The error seems to appear when patience is higher than the variable self._save_n_checkpoints (hardcoded => 10) of kerastuner/engine/tuner.py: See callbacks=[tf.keras.callbacks.EarlyStopping(training_objective, patience=50)] in the colab.

With this configuration, for an unknown reason, the best checkpoint is removed and then when autokeras is looking for it, it crashes. It may be a problem with the function "save_model(self, trial_id, model, step=0)" defined in kerastuner/engine/tuner.py

A hack would be to increase self._save_n_checkpoints to patience.

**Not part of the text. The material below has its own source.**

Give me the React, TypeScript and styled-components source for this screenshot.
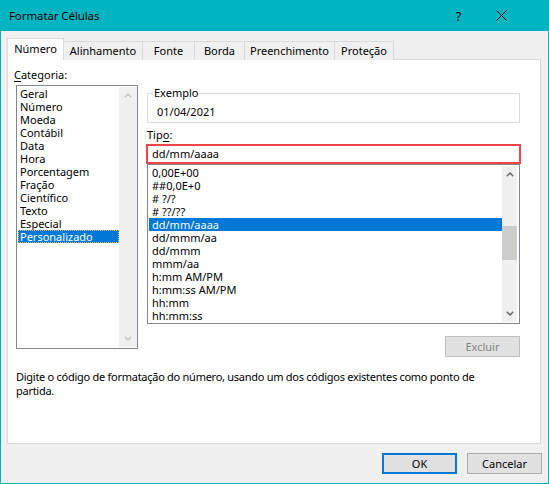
import React from "react";
import styled, { createGlobalStyle, css } from "styled-components";

const FONT = `"Noto Sans", "Open Sans", sans-serif`;

const GlobalStyle = createGlobalStyle`
  html, body { margin: 0; padding: 0; background: #ffffff; }
  body { font-family: ${FONT}; font-size: 11px; color: #000; }
  * { box-sizing: border-box; }
`;

const Window = styled.div`
  width: 549px;
  height: 484px;
  display: flex;
  flex-direction: column;
  background: #f0f0f0;
  border: 1px solid #00b4c2;
  border-top: none;
`;

const TitleBar = styled.div`
  height: 31px;
  flex: none;
  display: flex;
  align-items: center;
  background: #00b4c2;
  margin: 0 -1px;
  padding-left: 9px;
  padding-right: 27px;
`;

const TitleText = styled.div`
  flex: 1;
  font-size: 11.5px;
  line-height: 16px;
  letter-spacing: -0.1px;
  color: #000;
`;

const TitleButton = styled.div<{ $w: number }>`
  width: ${(p) => p.$w}px;
  height: 31px;
  display: flex;
  align-items: center;
  justify-content: center;
  font-size: 13px;
  color: #000;
`;

const Body = styled.div`
  flex: 1;
  display: flex;
  flex-direction: column;
  padding: 7px 7px 0 6px;
`;

const TabStrip = styled.div`
  height: 22px;
  display: flex;
  align-items: flex-end;
  margin-bottom: -1px;
  position: relative;
  z-index: 1;
`;

const Tab = styled.div<{ $active?: boolean; $w: number }>`
  width: ${(p) => p.$w}px;
  display: flex;
  align-items: center;
  justify-content: center;
  border: 1px solid #d9d9d9;
  border-bottom: none;
  margin-left: -1px;
  font-size: 11px;
  line-height: 14px;
  &:first-child { margin-left: 0; }
  ${(p) =>
    p.$active
      ? css`
          height: 22px;
          background: #ffffff;
          padding-bottom: 2px;
          position: relative;
          z-index: 1;
        `
      : css`
          height: 19px;
          background: #f0f0f0;
          padding-bottom: 1px;
        `}
`;

const Panel = styled.div`
  height: 385px;
  flex: none;
  background: #ffffff;
  border: 1px solid #d9d9d9;
  padding: 8px 6px 0 6px;
  display: flex;
  flex-direction: column;
`;

const Columns = styled.div`
  display: grid;
  grid-template-columns: 124px 373px;
  column-gap: 9px;
`;

const Column = styled.div`
  display: flex;
  flex-direction: column;
`;

const FieldLabel = styled.div<{ $mt?: number }>`
  font-size: 11px;
  line-height: 14px;
  margin-top: ${(p) => p.$mt ?? 0}px;
  u { text-decoration-thickness: 1px; text-underline-offset: 2px; }
`;

const ListBox = styled.div<{ $h: number; $ml?: number; $mt?: number; $pad: string }>`
  height: ${(p) => p.$h}px;
  margin-left: ${(p) => p.$ml ?? 0}px;
  margin-top: ${(p) => p.$mt ?? 0}px;
  border: 1px solid #828790;
  background: #ffffff;
  padding: ${(p) => p.$pad};
  display: flex;
`;

const ListItems = styled.div`
  flex: 1;
  display: flex;
  flex-direction: column;
  min-width: 0;
`;

const ListItem = styled.div<{ $selected?: boolean; $focused?: boolean; $pl: number }>`
  height: 13px;
  line-height: 13px;
  font-size: 11px;
  padding-left: ${(p) => p.$pl}px;
  white-space: nowrap;
  color: #000;
  ${(p) =>
    p.$selected &&
    css`
      background: #0078d7;
      color: #ffffff;
    `}
  ${(p) =>
    p.$focused &&
    css`
      outline: 1px dotted #eab35e;
      outline-offset: -1px;
    `}
`;

const ScrollBar = styled.div<{ $w: number }>`
  width: ${(p) => p.$w}px;
  flex: none;
  background: #f0f0f0;
  display: flex;
  flex-direction: column;
`;

const ScrollArrow = styled.div`
  height: 17px;
  flex: none;
  display: flex;
  align-items: center;
  justify-content: center;
`;

const ScrollTrack = styled.div`
  flex: 1;
  display: flex;
  flex-direction: column;
`;

const Thumb = styled.div<{ $top: number; $h: number }>`
  margin-top: ${(p) => p.$top}px;
  height: ${(p) => p.$h}px;
  background: #cdcdcd;
`;

const GroupBox = styled.fieldset`
  margin: 18px 0 0 0;
  padding: 5px 8px 3px 8px;
  border: 1px solid #dcdcdc;
  min-width: 0;
`;

const Legend = styled.legend`
  padding: 0 1px;
  margin-left: -3px;
  font-size: 11px;
  line-height: 14px;
`;

const SampleText = styled.div`
  font-size: 11px;
  line-height: 14px;
  padding-left: 1px;
`;

const TypeInput = styled.div`
  height: 20px;
  margin: 2px -1px 0 -1px;
  border: 2px solid #f0434a;
  background: #ffffff;
  padding-left: 4px;
  display: flex;
  align-items: center;
  font-size: 11px;
  line-height: 14px;
`;

const ActionButton = styled.div<{ $disabled?: boolean }>`
  align-self: flex-end;
  width: 75px;
  height: 21px;
  margin-top: 12px;
  display: flex;
  align-items: center;
  justify-content: center;
  background: #e1e1e1;
  border: 1px solid ${(p) => (p.$disabled ? "#bfbfbf" : "#adadad")};
  color: ${(p) => (p.$disabled ? "#838383" : "#000")};
  font-size: 11px;
`;

const Description = styled.div`
  margin: 13px 0 0 2px;
  font-size: 11px;
  line-height: 14px;
  letter-spacing: -0.27px;
`;

const Footer = styled.div`
  flex: 1;
  display: flex;
  justify-content: flex-end;
  align-items: flex-start;
  gap: 10px;
  padding: 9px 0 0 0;
  margin-right: -1px;
`;

const DialogButton = styled.div<{ $default?: boolean }>`
  width: 75px;
  height: 21px;
  display: flex;
  align-items: center;
  justify-content: center;
  background: #e1e1e1;
  font-size: 11px;
  color: #000;
  border: ${(p) => (p.$default ? "2px solid #0078d7" : "1px solid #adadad")};
`;

const Chevron = ({ up, color }: { up?: boolean; color: string }) => (
  <svg width="8" height="5" viewBox="0 0 8 5">
    <polyline
      points={up ? "0.8,4.3 4,1.1 7.2,4.3" : "0.8,0.7 4,3.9 7.2,0.7"}
      fill="none"
      stroke={color}
      strokeWidth="1.4"
    />
  </svg>
);

const CloseIcon = () => (
  <svg width="11" height="11" viewBox="0 0 11 11">
    <path d="M0.5 0.5 L10.5 10.5 M10.5 0.5 L0.5 10.5" stroke="#000" strokeWidth="1" />
  </svg>
);

const tabs = [
  { label: "Número", w: 57, active: true },
  { label: "Alinhamento", w: 80 },
  { label: "Fonte", w: 53 },
  { label: "Borda", w: 51 },
  { label: "Preenchimento", w: 91 },
  { label: "Proteção", w: 60 },
];

const categories = [
  "Geral",
  "Número",
  "Moeda",
  "Contábil",
  "Data",
  "Hora",
  "Porcentagem",
  "Fração",
  "Científico",
  "Texto",
  "Especial",
  "Personalizado",
];

const types = [
  "0,00E+00",
  "##0,0E+0",
  "# ?/?",
  "# ??/??",
  "dd/mm/aaaa",
  "dd/mmm/aa",
  "dd/mmm",
  "mmm/aa",
  "h:mm AM/PM",
  "h:mm:ss AM/PM",
  "hh:mm",
  "hh:mm:ss",
];

export default function App() {
  return (
    <>
      <GlobalStyle />
      <Window>
        <TitleBar>
          <TitleText>Formatar Células</TitleText>
          <TitleButton $w={43}>?</TitleButton>
          <TitleButton $w={42}>
            <CloseIcon />
          </TitleButton>
        </TitleBar>
        <Body>
          <TabStrip>
            {tabs.map((t) => (
              <Tab key={t.label} $w={t.w} $active={t.active}>
                {t.label}
              </Tab>
            ))}
          </TabStrip>
          <Panel>
            <Columns>
              <Column>
                <FieldLabel>
                  <u>C</u>ategoria:
                </FieldLabel>
                <ListBox $h={264} $ml={2} $mt={3} $pad="1px 0 1px 1px">
                  <ListItems>
                    {categories.map((c) => (
                      <ListItem
                        key={c}
                        $pl={2}
                        $selected={c === "Personalizado"}
                        $focused={c === "Personalizado"}
                      >
                        {c}
                      </ListItem>
                    ))}
                  </ListItems>
                  <ScrollBar $w={18}>
                    <ScrollArrow>
                      <Chevron up color="#c2c2c2" />
                    </ScrollArrow>
                    <ScrollTrack />
                    <ScrollArrow>
                      <Chevron color="#c2c2c2" />
                    </ScrollArrow>
                  </ScrollBar>
                </ListBox>
              </Column>
              <Column>
                <GroupBox>
                  <Legend>Exemplo</Legend>
                  <SampleText>01/04/2021</SampleText>
                </GroupBox>
                <FieldLabel $mt={5}>
                  Tip<u>o</u>:
                </FieldLabel>
                <TypeInput>dd/mm/aaaa</TypeInput>
                <ListBox $h={160} $pad="1px 2px 1px 1px">
                  <ListItems>
                    {types.map((t) => (
                      <ListItem key={t} $pl={3} $selected={t === "dd/mm/aaaa"}>
                        {t}
                      </ListItem>
                    ))}
                  </ListItems>
                  <ScrollBar $w={15}>
                    <ScrollArrow>
                      <Chevron up color="#606060" />
                    </ScrollArrow>
                    <ScrollTrack>
                      <Thumb $top={43} $h={34} />
                    </ScrollTrack>
                    <ScrollArrow>
                      <Chevron color="#606060" />
                    </ScrollArrow>
                  </ScrollBar>
                </ListBox>
                <ActionButton $disabled>Excluir</ActionButton>
              </Column>
            </Columns>
            <Description>
              Digite o código de formatação do número, usando um dos códigos existentes como ponto de
              <br />
              partida.
            </Description>
          </Panel>
          <Footer>
            <DialogButton $default>OK</DialogButton>
            <DialogButton>Cancelar</DialogButton>
          </Footer>
        </Body>
      </Window>
    </>
  );
}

mh-hassan18 commented 4 years ago

Facing the same problem, here are the version details: tensorflow 2.3.1 autokeras 1.0.9 keras-tuner 1.0.2rc2

haifeng-jin commented 4 years ago

The fix is in a pending pull request to keras tuner. https://github.com/keras-team/keras-tuner/pull/424 We will have a new tag for kerastuner after this one is merged.

mh-hassan18 commented 4 years ago

How long will it take to fix the bug?

haifeng-jin commented 3 years ago

This bug has been fixed in Keras Tuner 1.0.2.

slimebob1975 commented 1 year ago

Encountered a similar error in tensorflow 2.12.0 using scikeras example code:

https://github.com/adriangb/scikeras/issues/291